Bueno, para ser sinceros, los científicos no están tan seguros de que nuestros heroicos antecesores cazaran a todos los grandes mamíferos, pues el cambio del clima y otras razones también ayudaron bastante a su desaparición, pero es un hecho que la llegada de humanos coincide curiosamente con la «gran extinción» en la que desapareció buena parte de la megafauna del mundo; más del 70% en el caso de la América del Sur se perdió justo en este periodo, por una u otra razón.
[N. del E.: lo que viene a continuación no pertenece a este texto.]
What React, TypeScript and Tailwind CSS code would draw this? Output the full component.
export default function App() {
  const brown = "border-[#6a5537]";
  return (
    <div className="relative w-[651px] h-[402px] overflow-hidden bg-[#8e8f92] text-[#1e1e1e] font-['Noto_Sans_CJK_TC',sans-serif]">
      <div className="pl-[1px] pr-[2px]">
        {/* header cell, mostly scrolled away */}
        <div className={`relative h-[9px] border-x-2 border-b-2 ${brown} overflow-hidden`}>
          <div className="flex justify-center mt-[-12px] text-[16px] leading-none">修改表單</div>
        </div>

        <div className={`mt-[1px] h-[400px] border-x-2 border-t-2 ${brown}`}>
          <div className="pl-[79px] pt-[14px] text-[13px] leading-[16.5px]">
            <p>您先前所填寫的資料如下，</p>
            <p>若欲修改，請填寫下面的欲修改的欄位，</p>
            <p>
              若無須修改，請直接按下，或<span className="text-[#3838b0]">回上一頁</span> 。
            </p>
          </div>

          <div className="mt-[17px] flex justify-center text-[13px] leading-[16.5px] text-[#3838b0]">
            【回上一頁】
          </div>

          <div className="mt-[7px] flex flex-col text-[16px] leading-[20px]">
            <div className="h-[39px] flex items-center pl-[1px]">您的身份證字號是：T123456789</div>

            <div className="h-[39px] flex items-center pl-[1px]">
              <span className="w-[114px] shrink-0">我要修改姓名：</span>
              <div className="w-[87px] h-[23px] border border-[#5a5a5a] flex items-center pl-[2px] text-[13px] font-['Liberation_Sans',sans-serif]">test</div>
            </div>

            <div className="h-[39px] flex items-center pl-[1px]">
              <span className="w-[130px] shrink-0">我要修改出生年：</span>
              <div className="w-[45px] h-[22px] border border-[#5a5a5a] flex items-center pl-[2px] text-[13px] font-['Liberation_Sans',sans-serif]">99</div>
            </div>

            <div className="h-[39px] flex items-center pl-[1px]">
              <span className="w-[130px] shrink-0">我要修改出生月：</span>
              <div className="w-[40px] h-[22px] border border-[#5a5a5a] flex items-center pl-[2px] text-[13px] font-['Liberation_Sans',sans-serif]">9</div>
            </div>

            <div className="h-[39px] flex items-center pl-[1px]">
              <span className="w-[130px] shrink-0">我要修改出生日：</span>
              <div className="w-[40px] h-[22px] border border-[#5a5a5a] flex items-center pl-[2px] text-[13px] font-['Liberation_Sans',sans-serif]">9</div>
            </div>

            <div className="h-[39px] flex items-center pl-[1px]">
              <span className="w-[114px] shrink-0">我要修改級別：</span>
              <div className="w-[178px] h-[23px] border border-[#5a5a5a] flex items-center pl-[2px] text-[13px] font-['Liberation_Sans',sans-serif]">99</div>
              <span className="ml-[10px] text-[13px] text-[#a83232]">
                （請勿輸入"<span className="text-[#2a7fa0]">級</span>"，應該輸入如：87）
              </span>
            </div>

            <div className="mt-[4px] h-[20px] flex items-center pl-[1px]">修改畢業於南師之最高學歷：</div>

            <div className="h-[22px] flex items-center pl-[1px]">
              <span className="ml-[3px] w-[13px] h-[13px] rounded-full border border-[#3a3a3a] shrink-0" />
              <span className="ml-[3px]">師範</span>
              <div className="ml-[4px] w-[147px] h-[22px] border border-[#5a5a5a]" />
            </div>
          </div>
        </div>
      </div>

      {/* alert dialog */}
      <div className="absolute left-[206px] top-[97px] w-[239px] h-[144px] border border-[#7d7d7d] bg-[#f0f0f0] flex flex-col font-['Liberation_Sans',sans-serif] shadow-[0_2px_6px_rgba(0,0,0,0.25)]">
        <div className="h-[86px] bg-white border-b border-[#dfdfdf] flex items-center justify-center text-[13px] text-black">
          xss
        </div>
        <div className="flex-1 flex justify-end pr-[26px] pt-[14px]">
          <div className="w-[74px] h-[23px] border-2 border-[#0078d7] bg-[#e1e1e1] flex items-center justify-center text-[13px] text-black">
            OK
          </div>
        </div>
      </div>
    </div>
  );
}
Así como nuestros parientes iban llegando a uno y a otro lados, fueron desapareciendo los caballos, los mamuts y los perezosos gigantes. Luego, como en un dominó de la muerte, los siguieron los tigres dientes de sable, el oso de las cavernas, los lobos de Tasmania y muchos otros. En estos veinte mil años de la llamada sexta gran extinción, hemos estado a punto de dar por descontadas a las ballenas, al bisonte americano, al tigre de bengala, a todas las especies de rinoceronte y muchos más. De algunos quedan unos pocos ejemplares, las más de las veces en cautiverio. De otros muchos, ya no queda ni el recuerdo. Y otros más están en proceso de darle cuenta al Creador, gracias a la contaminación y la pérdida de su hábitat natural generadas por nosotros. Sacrificados o muertos de hambre y de sed, estos son detalles que al parecer no importan, pronto serán una marca más en la lista.
En esta masacre indiscriminada, hasta los pobres topos deben pagar su cuota, aunque de ellos nadie se alimenta, que son inofensivos y que con sus túneles ayudan a la tierra, oxigenando, removiendo y abonando donde más hace falta. Bien pensado, no se entiende por qué tener una mancha de pasto inmaculada en un jardín aburrido o en un campo de golf artificial vale el sacrificio de estos pequeños mamíferos; como el de miles de especies de plantas, insectos o animales que cada día desaparecen o están en camino de hacerlo solo porque podemos.
No hay duda de que tenemos bien ganado el título de especie más invasiva. Somos la peste suprema, el destructor por antonomasia. A este paso, pronto quedaremos solos, con algunas vacas, conejos, gatos, ratas y cucarachas. Así que quizá tendríamos que aprender a quererlos más a ellos, nuestros fieles compinches que nos han acompañado sin falta a lo largo del camino.